Give back exactly the lines from the start of the listing to the line containing "items-center justify-center rounded-[3px]", inclusive, and nothing beyond them.

_____

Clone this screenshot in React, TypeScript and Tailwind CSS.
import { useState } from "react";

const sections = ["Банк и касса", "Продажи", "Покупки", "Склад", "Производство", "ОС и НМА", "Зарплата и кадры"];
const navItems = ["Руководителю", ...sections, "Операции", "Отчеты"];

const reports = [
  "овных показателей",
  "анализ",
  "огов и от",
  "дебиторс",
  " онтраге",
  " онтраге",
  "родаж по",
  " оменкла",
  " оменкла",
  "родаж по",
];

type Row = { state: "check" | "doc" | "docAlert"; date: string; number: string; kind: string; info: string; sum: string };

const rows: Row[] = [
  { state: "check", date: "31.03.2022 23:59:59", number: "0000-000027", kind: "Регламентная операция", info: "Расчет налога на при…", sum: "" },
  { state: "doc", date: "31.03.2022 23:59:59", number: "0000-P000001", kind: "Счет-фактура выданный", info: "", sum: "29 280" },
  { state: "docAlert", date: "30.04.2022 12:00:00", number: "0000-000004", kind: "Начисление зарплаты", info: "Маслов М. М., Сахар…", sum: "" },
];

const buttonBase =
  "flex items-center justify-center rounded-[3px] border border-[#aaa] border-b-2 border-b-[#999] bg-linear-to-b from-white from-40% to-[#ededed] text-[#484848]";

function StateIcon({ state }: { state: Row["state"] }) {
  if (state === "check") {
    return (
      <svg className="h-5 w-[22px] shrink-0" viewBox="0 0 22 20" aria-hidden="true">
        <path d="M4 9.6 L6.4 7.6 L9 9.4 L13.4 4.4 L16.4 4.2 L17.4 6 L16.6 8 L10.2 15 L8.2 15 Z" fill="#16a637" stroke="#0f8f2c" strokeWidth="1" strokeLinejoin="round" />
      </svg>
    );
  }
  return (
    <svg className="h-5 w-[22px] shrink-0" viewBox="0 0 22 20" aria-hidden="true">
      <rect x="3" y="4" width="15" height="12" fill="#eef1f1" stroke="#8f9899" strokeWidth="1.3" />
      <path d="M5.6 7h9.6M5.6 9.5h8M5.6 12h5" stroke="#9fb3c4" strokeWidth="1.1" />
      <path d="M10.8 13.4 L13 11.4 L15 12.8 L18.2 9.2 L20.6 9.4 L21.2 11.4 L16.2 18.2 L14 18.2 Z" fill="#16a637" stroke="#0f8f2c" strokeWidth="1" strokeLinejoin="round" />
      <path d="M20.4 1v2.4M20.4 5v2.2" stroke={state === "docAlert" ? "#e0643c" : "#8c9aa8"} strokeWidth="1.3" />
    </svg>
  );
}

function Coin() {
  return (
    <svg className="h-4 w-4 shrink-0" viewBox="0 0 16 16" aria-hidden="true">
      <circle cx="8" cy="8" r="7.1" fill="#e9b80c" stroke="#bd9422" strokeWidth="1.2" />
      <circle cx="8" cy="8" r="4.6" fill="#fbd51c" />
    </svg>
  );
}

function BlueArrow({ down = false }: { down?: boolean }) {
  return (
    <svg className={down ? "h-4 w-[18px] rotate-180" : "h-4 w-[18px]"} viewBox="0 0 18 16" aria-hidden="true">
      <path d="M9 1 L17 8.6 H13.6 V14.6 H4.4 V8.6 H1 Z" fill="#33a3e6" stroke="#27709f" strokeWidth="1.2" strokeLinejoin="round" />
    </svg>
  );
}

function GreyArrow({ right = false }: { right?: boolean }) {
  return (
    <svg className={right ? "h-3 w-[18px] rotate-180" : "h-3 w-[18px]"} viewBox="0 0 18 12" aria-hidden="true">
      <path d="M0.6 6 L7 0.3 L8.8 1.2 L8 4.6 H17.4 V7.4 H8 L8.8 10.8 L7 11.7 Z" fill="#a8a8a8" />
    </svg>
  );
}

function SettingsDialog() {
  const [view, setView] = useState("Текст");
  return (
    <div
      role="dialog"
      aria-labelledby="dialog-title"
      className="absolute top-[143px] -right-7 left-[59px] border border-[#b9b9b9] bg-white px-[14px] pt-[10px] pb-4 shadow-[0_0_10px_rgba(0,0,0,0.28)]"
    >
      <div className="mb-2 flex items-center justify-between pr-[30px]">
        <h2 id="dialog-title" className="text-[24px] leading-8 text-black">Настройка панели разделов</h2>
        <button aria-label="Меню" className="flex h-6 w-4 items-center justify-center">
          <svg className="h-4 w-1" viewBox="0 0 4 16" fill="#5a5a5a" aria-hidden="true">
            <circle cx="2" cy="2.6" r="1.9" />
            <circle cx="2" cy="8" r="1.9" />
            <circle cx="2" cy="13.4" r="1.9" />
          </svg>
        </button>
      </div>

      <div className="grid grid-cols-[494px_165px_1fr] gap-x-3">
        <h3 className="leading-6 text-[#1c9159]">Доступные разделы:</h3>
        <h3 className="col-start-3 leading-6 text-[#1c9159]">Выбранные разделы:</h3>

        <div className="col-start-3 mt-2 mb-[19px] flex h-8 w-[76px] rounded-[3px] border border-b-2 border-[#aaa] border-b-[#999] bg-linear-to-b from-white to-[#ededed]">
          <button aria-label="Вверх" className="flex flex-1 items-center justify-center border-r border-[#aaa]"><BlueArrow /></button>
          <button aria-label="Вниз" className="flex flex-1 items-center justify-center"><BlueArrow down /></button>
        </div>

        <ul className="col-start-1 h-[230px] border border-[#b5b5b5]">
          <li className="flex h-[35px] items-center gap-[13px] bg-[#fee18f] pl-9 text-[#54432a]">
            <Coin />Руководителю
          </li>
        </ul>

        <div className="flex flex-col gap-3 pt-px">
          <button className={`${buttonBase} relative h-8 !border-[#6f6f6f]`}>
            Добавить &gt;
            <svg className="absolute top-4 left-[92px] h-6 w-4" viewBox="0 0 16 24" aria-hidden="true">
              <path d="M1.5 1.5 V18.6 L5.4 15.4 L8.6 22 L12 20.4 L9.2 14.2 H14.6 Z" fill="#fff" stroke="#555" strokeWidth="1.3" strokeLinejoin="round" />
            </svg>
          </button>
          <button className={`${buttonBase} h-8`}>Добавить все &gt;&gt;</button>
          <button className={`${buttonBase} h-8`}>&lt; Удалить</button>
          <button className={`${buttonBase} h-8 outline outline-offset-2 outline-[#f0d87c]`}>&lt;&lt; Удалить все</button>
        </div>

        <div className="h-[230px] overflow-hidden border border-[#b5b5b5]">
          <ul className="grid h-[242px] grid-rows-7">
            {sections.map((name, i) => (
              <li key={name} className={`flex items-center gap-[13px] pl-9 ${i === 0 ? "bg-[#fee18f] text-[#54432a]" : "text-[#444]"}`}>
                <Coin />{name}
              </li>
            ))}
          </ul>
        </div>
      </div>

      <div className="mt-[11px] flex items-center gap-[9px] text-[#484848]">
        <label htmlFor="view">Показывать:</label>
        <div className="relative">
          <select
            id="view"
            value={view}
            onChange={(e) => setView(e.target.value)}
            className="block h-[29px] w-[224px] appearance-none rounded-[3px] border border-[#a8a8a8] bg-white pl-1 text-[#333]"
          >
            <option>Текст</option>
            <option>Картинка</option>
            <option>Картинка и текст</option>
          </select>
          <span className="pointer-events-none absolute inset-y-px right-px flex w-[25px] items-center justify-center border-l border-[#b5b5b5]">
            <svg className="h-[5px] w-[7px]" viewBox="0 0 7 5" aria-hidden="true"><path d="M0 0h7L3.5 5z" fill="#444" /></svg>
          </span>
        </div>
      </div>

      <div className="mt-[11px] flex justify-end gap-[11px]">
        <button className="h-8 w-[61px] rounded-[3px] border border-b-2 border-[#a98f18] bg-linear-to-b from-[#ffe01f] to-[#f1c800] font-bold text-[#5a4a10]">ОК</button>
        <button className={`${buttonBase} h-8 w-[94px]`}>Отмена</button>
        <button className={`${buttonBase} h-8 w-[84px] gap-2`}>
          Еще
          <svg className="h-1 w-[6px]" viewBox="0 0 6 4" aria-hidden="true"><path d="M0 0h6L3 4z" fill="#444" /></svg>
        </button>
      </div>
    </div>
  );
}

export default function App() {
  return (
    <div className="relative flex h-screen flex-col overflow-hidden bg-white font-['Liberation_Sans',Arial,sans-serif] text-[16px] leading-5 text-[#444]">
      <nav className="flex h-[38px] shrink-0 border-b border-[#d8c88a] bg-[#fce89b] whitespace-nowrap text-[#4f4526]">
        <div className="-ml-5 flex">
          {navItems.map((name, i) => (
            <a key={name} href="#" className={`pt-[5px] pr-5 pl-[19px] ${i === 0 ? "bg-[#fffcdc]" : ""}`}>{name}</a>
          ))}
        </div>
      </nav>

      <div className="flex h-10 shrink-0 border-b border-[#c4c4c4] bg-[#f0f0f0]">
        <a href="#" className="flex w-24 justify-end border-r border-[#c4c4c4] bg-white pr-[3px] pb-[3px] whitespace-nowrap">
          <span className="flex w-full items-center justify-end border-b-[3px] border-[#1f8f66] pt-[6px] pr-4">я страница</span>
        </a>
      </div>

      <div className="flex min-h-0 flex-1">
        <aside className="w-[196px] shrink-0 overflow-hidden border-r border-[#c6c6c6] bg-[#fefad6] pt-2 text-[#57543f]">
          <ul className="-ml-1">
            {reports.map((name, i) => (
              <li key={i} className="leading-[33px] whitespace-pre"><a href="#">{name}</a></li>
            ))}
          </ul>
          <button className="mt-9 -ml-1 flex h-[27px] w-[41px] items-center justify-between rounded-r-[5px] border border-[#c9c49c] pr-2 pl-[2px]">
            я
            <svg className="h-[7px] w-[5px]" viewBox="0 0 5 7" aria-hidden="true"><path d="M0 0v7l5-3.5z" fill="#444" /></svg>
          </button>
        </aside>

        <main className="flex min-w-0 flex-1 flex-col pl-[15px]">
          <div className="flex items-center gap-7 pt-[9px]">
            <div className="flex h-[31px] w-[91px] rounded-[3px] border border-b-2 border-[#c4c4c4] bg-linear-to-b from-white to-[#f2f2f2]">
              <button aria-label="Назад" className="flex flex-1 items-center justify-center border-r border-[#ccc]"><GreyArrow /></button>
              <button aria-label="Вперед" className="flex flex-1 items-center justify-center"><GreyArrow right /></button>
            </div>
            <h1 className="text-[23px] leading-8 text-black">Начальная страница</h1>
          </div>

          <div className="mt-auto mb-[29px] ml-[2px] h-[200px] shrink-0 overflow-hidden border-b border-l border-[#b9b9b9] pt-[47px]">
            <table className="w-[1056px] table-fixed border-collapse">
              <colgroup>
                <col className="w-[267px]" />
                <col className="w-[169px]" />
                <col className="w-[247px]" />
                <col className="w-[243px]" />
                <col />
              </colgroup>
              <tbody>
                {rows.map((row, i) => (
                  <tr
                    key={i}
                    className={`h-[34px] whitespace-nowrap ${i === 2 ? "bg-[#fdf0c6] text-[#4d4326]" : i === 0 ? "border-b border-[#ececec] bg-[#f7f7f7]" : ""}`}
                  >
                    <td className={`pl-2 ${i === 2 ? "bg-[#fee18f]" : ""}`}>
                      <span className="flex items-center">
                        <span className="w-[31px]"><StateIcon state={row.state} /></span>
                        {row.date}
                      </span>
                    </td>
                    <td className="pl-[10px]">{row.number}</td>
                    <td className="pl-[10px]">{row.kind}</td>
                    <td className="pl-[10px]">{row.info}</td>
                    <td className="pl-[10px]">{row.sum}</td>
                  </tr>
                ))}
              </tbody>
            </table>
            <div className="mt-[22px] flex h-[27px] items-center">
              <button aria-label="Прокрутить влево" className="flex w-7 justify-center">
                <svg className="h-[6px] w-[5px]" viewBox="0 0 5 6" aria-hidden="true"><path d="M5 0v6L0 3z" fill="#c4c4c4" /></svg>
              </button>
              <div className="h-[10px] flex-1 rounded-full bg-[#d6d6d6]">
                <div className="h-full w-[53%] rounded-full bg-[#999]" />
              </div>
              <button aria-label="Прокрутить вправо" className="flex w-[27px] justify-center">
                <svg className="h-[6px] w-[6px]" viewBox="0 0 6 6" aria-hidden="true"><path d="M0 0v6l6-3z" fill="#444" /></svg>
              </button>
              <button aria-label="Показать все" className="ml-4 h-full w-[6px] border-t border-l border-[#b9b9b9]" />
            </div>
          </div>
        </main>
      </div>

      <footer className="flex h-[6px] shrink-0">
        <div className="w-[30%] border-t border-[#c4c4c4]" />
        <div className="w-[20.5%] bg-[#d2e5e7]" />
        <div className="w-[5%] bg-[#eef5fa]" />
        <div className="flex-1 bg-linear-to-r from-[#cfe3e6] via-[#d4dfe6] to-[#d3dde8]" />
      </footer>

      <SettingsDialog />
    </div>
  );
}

_____

- [Exercise result]:
Clone this screenshot in React, TypeScript and Tailwind CSS.
import { useState } from "react";

const sections = ["Банк и касса", "Продажи", "Покупки", "Склад", "Производство", "ОС и НМА", "Зарплата и кадры"];
const navItems = ["Руководителю", ...sections, "Операции", "Отчеты"];

const reports = [
  "овных показателей",
  "анализ",
  "огов и от",
  "дебиторс",
  " онтраге",
  " онтраге",
  "родаж по",
  " оменкла",
  " оменкла",
  "родаж по",
];

type Row = { state: "check" | "doc" | "docAlert"; date: string; number: string; kind: string; info: string; sum: string };

const rows: Row[] = [
  { state: "check", date: "31.03.2022 23:59:59", number: "0000-000027", kind: "Регламентная операция", info: "Расчет налога на при…", sum: "" },
  { state: "doc", date: "31.03.2022 23:59:59", number: "0000-P000001", kind: "Счет-фактура выданный", info: "", sum: "29 280" },
  { state: "docAlert", date: "30.04.2022 12:00:00", number: "0000-000004", kind: "Начисление зарплаты", info: "Маслов М. М., Сахар…", sum: "" },
];

const buttonBase =
  "flex items-center justify-center rounded-[3px] border border-[#aaa] border-b-2 border-b-[#999] bg-linear-to-b from-white from-40% to-[#ededed] text-[#484848]";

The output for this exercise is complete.